Conservative figures argue the reported gap will drive tougher border rules followed by changes to housing taxes and planning policy.

Overview

  • Right‑leaning outlets published claims on May 25–26 that net migration since Labour took office added about 312,606 people, which they say created demand for roughly 130,166 homes, or about 47% of homes built in the period.
  • Conservative MPs and commentators seized the figures to blame Labour for linked failures on immigration and housebuilding and to promote a BORDERS package that includes faster removals, leaving the ECHR, and limits on asylum appeals.

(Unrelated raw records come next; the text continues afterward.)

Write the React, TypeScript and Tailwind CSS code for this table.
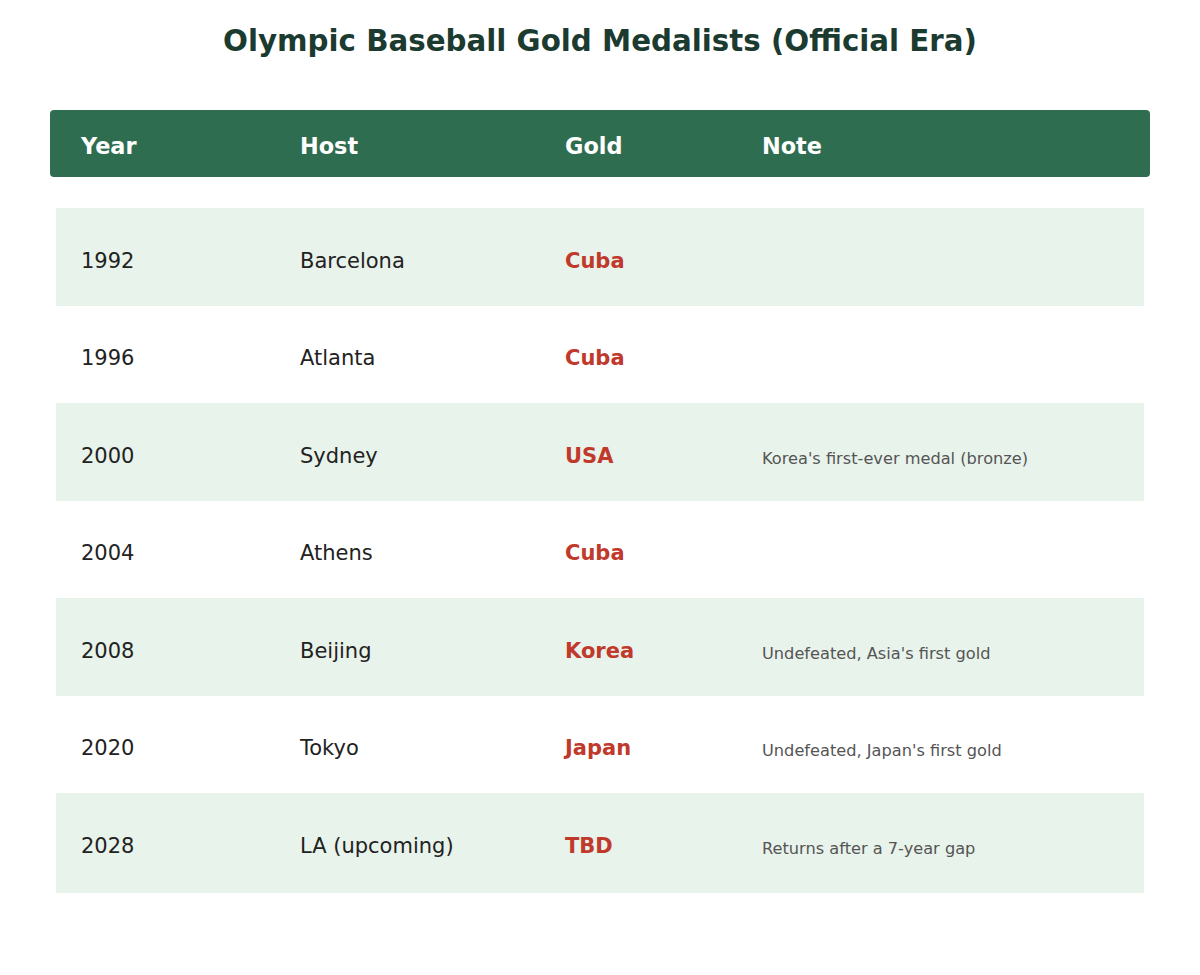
import React from "react";

const rows = [
  { year: "1992", host: "Barcelona", gold: "Cuba", note: "" },
  { year: "1996", host: "Atlanta", gold: "Cuba", note: "" },
  { year: "2000", host: "Sydney", gold: "USA", note: "Korea's first-ever medal (bronze)" },
  { year: "2004", host: "Athens", gold: "Cuba", note: "" },
  { year: "2008", host: "Beijing", gold: "Korea", note: "Undefeated, Asia's first gold" },
  { year: "2020", host: "Tokyo", gold: "Japan", note: "Undefeated, Japan's first gold" },
  { year: "2028", host: "LA (upcoming)", gold: "TBD", note: "Returns after a 7-year gap" },
];

export default function App() {
  return (
    <div
      className="w-[1200px] h-[975px] bg-white px-[50px] pt-[24px]"
      style={{ fontFamily: '"DejaVu Sans", sans-serif' }}
    >
      <h1 className="text-center text-[29.3px] font-bold leading-[34px] text-[#1b3a30]">
        Olympic Baseball Gold Medalists (Official Era)
      </h1>
      <div className="mt-[52px] h-[67px] rounded-[4px] bg-[#2f6d50] px-[6px] flex items-center">
        <div className="grid w-full grid-cols-[219px_265px_197px_1fr] text-[22.4px] font-bold text-white leading-[26px] pt-[5px]">
          <div className="pl-[25px]">Year</div>
          <div className="pl-[25px]">Host</div>
          <div className="pl-[25px]">Gold</div>
          <div className="pl-[25px]">Note</div>
        </div>
      </div>
      <div className="mt-[31px] px-[6px]">
        {rows.map((r, i) => (
          <div
            key={r.year}
            className={`grid grid-cols-[219px_265px_197px_1fr] items-baseline pt-[40.5px] ${
              i === rows.length - 1 ? "h-[100px]" : "h-[97.5px]"
            } ${i % 2 === 0 ? "bg-[#e8f3eb]" : "bg-white"}`}
          >
            <div className="pl-[25px] text-[21px] leading-[24px] text-[#222222]">{r.year}</div>
            <div className="pl-[25px] text-[21px] leading-[24px] text-[#222222]">{r.host}</div>
            <div className="pl-[25px] text-[21px] leading-[24px] font-bold text-[#c0392b]">{r.gold}</div>
            <div className="pl-[25px] text-[16.2px] leading-[24px] text-[#555555] translate-y-[1px]">{r.note}</div>
          </div>
        ))}
      </div>
    </div>
  );
}
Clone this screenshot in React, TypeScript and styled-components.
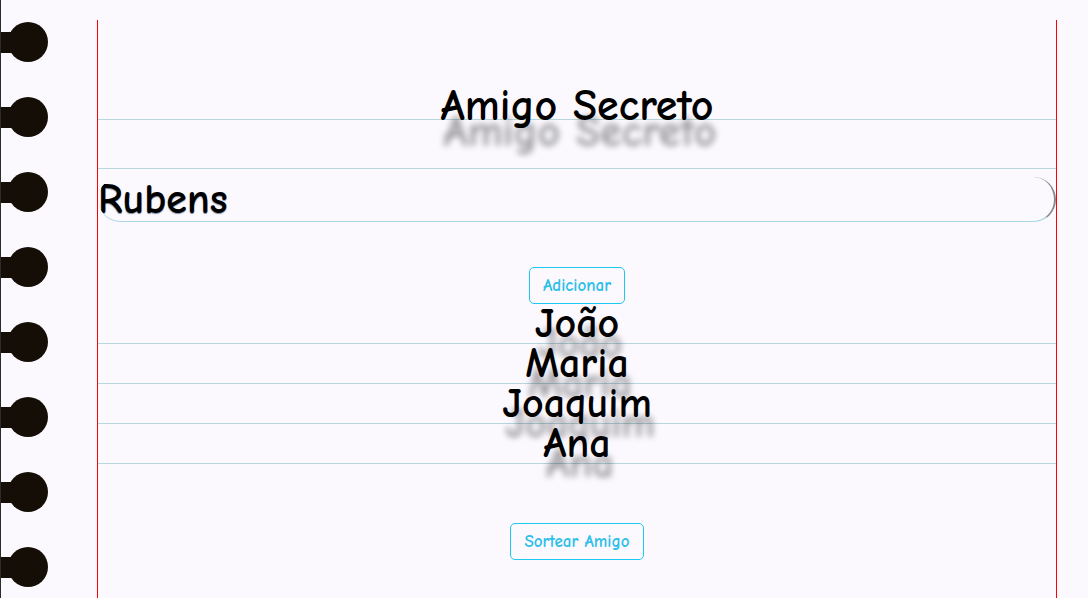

  • As a market response the Conservatives propose scrapping Stamp Duty on primary residences and loosening planning rules to 'free up' housing supply, a policy pitch framed as easing access to home ownership.
  • The reports rely on unnamed 'new data' and simple household‑size assumptions; none of the articles publish the underlying methodology or independent verification, so the numerical link between migrants and homes is uncertain.
  • The debate connects to longer‑running housing targets and politics — Labour’s 1.5 million homes aim is cited as insufficient by critics — and the row could reshape border and tax policy if the numbers hold up under scrutiny.